New Construction Data reminiscent of 1983, 1992, and 2007


The release of the September New Construction data is the first of three very important housing reports for the month of September. The other reports of importance are the New Home Sales data and the Existing Home Sales Data for September.  New Home Construction data can be examined at many levels. The most important numbers are the Starts and  Completions Data. We have been struggling for years to recover from the Housing Recession that Started after the peak unit sales of 2005 and the peak sales price of 2006.


Single Family Starts are Lower than 1982, 1993, and 2007. The data that is being reported, if it is being reported is the steady increase in Starts data since the bottom of the recession. There really was only one way the data could go when it was at a 34 year low. It had to go upward. We are seeing improvement in the single family starts data. That is true. The problem is that we are seeing fewer starts than we saw during the Septembers between 1992 and 2007. WE lost over 15 years of start growth. We saw a setback of 25 years if you compare 1982 to 2008 data.

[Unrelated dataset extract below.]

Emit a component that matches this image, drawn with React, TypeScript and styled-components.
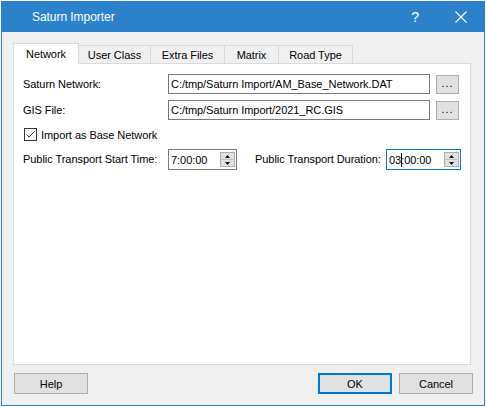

This is not a one month exception - We are trending slower than 1982, 1993. and 2007. The Single Family Starts level is being reported at an annual rate of 783,000 units. It is fairly certain that it will fall short of 800,000 units.


The Units Completed Number is trending Lower than1983, 1992, 2007, 2014, and 2015. You may not be hearing this elsewhere. The number of units completed has been bouncing between improvement and contraction this year. 


The Cumulative Completions, year to date, is slower than 1983, 1992, and 2007.  This is very concerning because when homes are completed people buy furniture, electronic, appliance, carpeting, and everything else they need to decorate a new home. The Realtors are projecting a ate of 951,000 units.



We have more homes under construction than 1988 through 2002. We may have an oversupply of units. If we have an oversupply because these are custom properties then we are okay. If these are speculative units we may be heading towards a correction.